Improving the high-temperature oxidation resistance of CrN coating by gradient deposition considering internal stress effects

Abstract

In this study, two different CrN coatings were deposited on the surface of Zr-4 via a multi-arc ion-plating method using gradient and non-gradient deposition processes. The effects of two deposition processes on the high-temperature oxidation resistance and internal stress of the coatings were investigated. The microstructure and phase structure of the coatings were characterized by scanning electron microscopy, X-ray diffraction (XRD), and energy dispersive spectrometry.
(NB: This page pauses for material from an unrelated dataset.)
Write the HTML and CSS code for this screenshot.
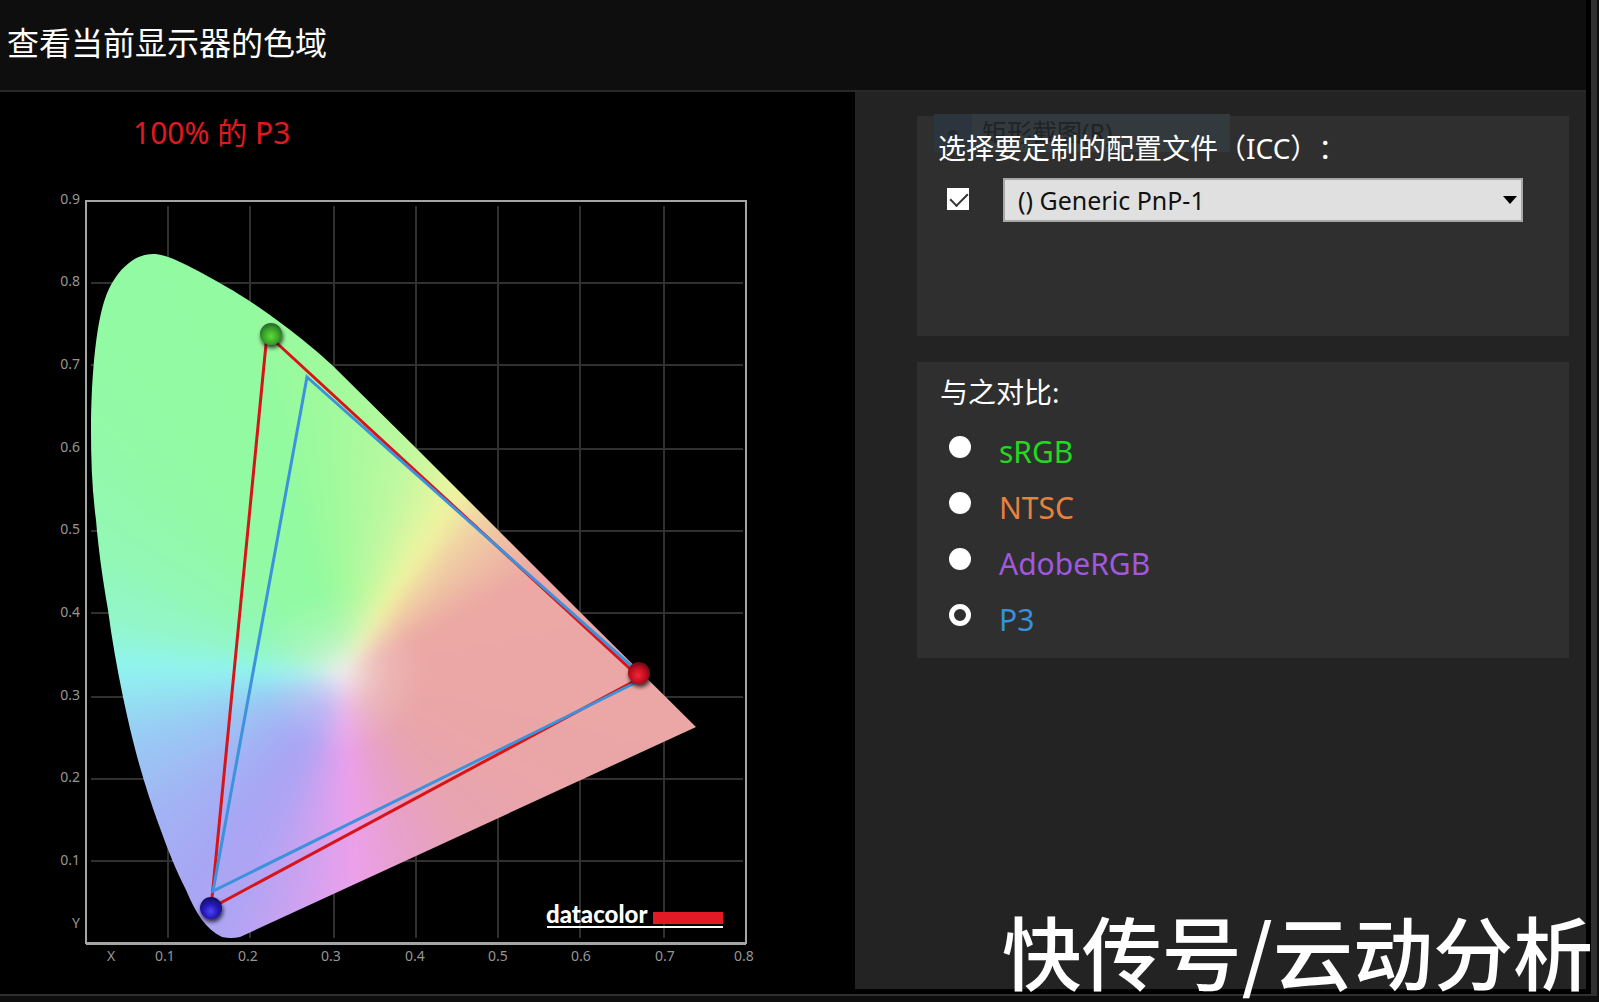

The high-temperature oxidation resistance of the specimens was investigated by performing thermal shock experiments and simulated loss-of-coolant accident high-temperature steam oxidation experiments. The residual stresses of both coatings during deposition were determined by XRD analysis. In addition, the thermal stresses of both coatings during the high-temperature oxidation tests were modeled and calculated. Under long-term high-temperature oxidation conditions, the gradient-deposited CrN coating exhibited improved high-temperature oxidation resistance performance than that exhibited by non-gradient-deposited CrN coating. In addition, the residual stresses of gradient-deposited CrN coating during deposition and thermal stresses during high-temperature oxidation were significantly lower than those of the non-gradient-deposited CrN coating. The results obtained herein confirm the promising potential of gradient-deposited CrN coating as an accident-tolerant fuel cladding material.